When you think a remark is so stupid that it deserves a reply driping in
sarcasm, it probably isn't. What did you miss?
Actually, it's even simpler than that. If you want to get a person to
juggle three balls and tapdance while whistling Dixie, withhold food for a
while, then give the person a little bit of it every time he comes closer
to doing these three things at the same time. How can he do all those
things? Easy: he was rewarded for doing them. What if he doesn't do them?
Probably the history of reinforcement made it impossible. Discard that
subject and find one more susceptible to reinforcement.
Ouch, I must have _really_ hit a nerve.
Tell me that the person is
controlling the position of the cursor and I will tell you what the person
_must_ do (there's no alternatives) to accomplish that.
No, you won't. You're forgetting something, aren't you?

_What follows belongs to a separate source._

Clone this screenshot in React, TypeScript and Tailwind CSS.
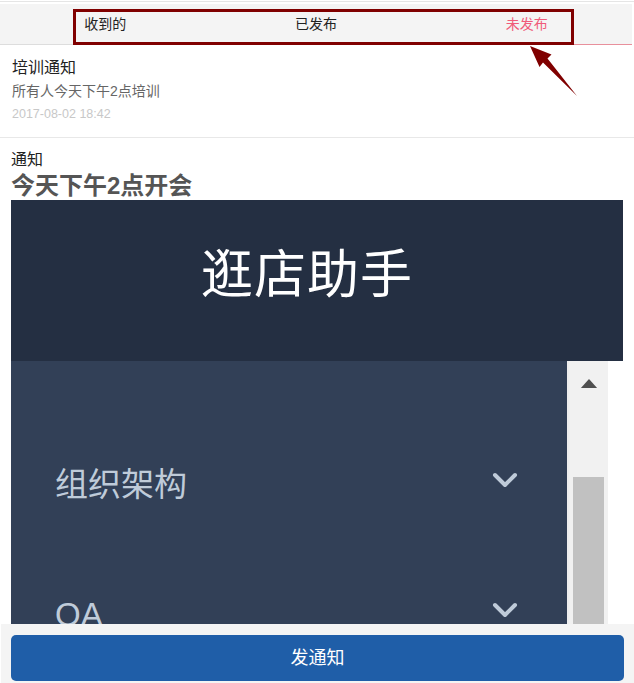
import { ChevronDown } from 'lucide-react';
import clsx from 'clsx';

const TABS = ['收到的', '已发布', '未发布'];
const ACTIVE = 2;

const CN = { fontFamily: '"Liberation Sans", "Noto Sans CJK SC", sans-serif' };

function Tabs() {
  return (
    <div className="relative">
      <div className="flex h-[41px] mr-[2px] bg-[#f4f4f4] border-b border-[#dddddd]">
        {TABS.map((t, i) => (
          <div
            key={t}
            className={clsx(
              'flex-1 flex items-center justify-center text-[14px]',
              i === ACTIVE ? 'text-[#f05b7a] border-b border-[#e8909c] -mb-px' : 'text-[#222]'
            )}
          >
            {t}
          </div>
        ))}
      </div>
      {/* annotation box */}
      <div className="absolute left-[73px] top-[5px] w-[501px] h-[36px] border-[3px] border-[#800000]" />
      {/* annotation arrow */}
      <svg className="absolute left-[520px] top-[36px]" width="65" height="62" viewBox="0 0 65 62">
        <polygon points="10,6 31.5,14.5 27.5,18.5 57,56 23,22.5 19.5,27" fill="#800000" />
      </svg>
    </div>
  );
}

function AppShot() {
  return (
    <div className="mx-[11px] bg-white">
      <div className="h-[161px] bg-[#242f42] flex items-center justify-center pr-[20px] pb-[12px]">
        <span className="text-white text-[52px] tracking-[1px]">逛店助手</span>
      </div>
      <div className="flex h-[300px]">
        <div className="flex-1 bg-[#324057] pt-[57px]">
          {['组织架构', 'OA'].map((m) => (
            <div key={m} className="h-[130px] flex items-center justify-between pl-[44px] pr-[42px]">
              <span className="text-[#bfcbd9] text-[33px] mt-[4px]">{m}</span>
              <ChevronDown size={40} strokeWidth={2.4} className="text-[#bfcbd9] -mt-[6px]" />
            </div>
          ))}
        </div>
        <div className="w-[2px] bg-[#eeeeee]" />
        <div className="w-[39px] bg-[#f1f1f1] flex flex-col items-center">
          <svg className="mt-[18px]" width="18" height="10" viewBox="0 0 18 10">
            <polygon points="9,0 18,10 0,10" fill="#505050" />
          </svg>
          <div className="mt-[89px] w-[31px] h-[200px] bg-[#c1c1c1]" />
        </div>
        <div className="w-[15px] bg-white" />
      </div>
    </div>
  );
}

export default function App() {
  return (
    <div className="relative h-screen overflow-hidden bg-white" style={CN}>
      <div className="h-px mt-px bg-[#e5e5e5]" />
      <div className="h-[2px]" />
      <Tabs />

      <div className="h-[93px] px-[12px] pt-[12px] border-b border-[#e8e8e8]">
        <div className="text-[16px] text-[#222] leading-[22px]">培训通知</div>
        <div className="text-[14px] text-[#666] leading-[20px] mt-[2px]">所有人今天下午2点培训</div>
        <div className="text-[12.5px] text-[#c8c8c8] leading-[18px] mt-[4px]">2017-08-02 18:42</div>
      </div>

      <div className="pt-[12px]">
        <div className="px-[11px] text-[16px] text-[#222] leading-[20px]">通知</div>
        <div className="px-[11px] text-[24px] font-bold text-[#555] leading-[28px] mt-[2px]">今天下午2点开会</div>
        <AppShot />
      </div>

      {/* bottom action bar */}
      <div className="fixed left-0 right-0 bottom-0 h-[59px] bg-[#f4f4f4] ml-px px-[10px] pt-[11px]">
        <button className="w-full h-[46px] rounded-[5px] bg-[#1f5ea8] text-white text-[18px]">发通知</button>
      </div>
    </div>
  );
}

Yes, I will, and no, I'm not. To move the cursor the person must move the
mouse. As the cursor drifts left of target, the person must move the cursor
to the right fast enough to offset the drift and return the cursor to
target. As the cursor drifts right of target, the person must move the
cursor to the left fast enough to offest the drift and return the cursor to
target.
The much-ballyhooed
predictive accuracy of such an analysis is predicated on the fact that, if
the person is doing the task as directed, then there really isn't any other
way the person could be behaving.
Just for the few readers who aren't already aware that this is nonsense:
What Bruce says is true for a perfect controller in the absence of all
disturbances. But people are not perfect controllers, and in any proper
control-system experiment, the controlled variable is subject to continual
disturbances which neither the experimenter not the controller can predict
because they're generated randomly during the task. The modeling problem is
to create a simulation that behaves in the same way the person does, and
handles unpredictable disturbances in the same way the person does --
mistakes and all.
I'm not assuming that people are perfect controllers; in fact I'm well aware
that they are not. When you set up a task in which you tell a person to
keep the cursor over the target and show the person how to move the mouse to
do so, then _to the extent_ that the person controls the cursor's position
accurately, there are simply zero degrees of freedom in how that will be
accomplished. In fact, for most well-practiced subjects on the tracking
task, performance will be so close to optimal that the improvement in fit
resulting from introducing appropriate integrative lag, etc. is likely to be
small relative to the improvement in predictive ability gained by assuming
that the person does the task perfectly.
Furthermore, a model that does exactly what the instructions say -- keeping
the cursor exactly over the target, for example -- would not match the real
person's behavior nearly as well as a model that has its parameters matched
to the person's actual parameters and thus generates similar tracking
errors. And unless you could predict the disturbances, it couldn't predict
the behavior -- the actions -- at all.
As just noted, a model that does exactly what the instructions say will
already account for most of the variance in mouse movement. That is the
point I was making. I did not and do not dispute that a model with proper
parameters may do slightly better.
As for the disturbances, they are introduced by the experimenter and do not
need to be predicted in order to predict the behavior.
It's like me saying to you, "stand over there." So, you move to the
designated spot. Now I claim that I can predict with high precision your
future location in space.
How, when all you said about location was "over there"? That's "precision?"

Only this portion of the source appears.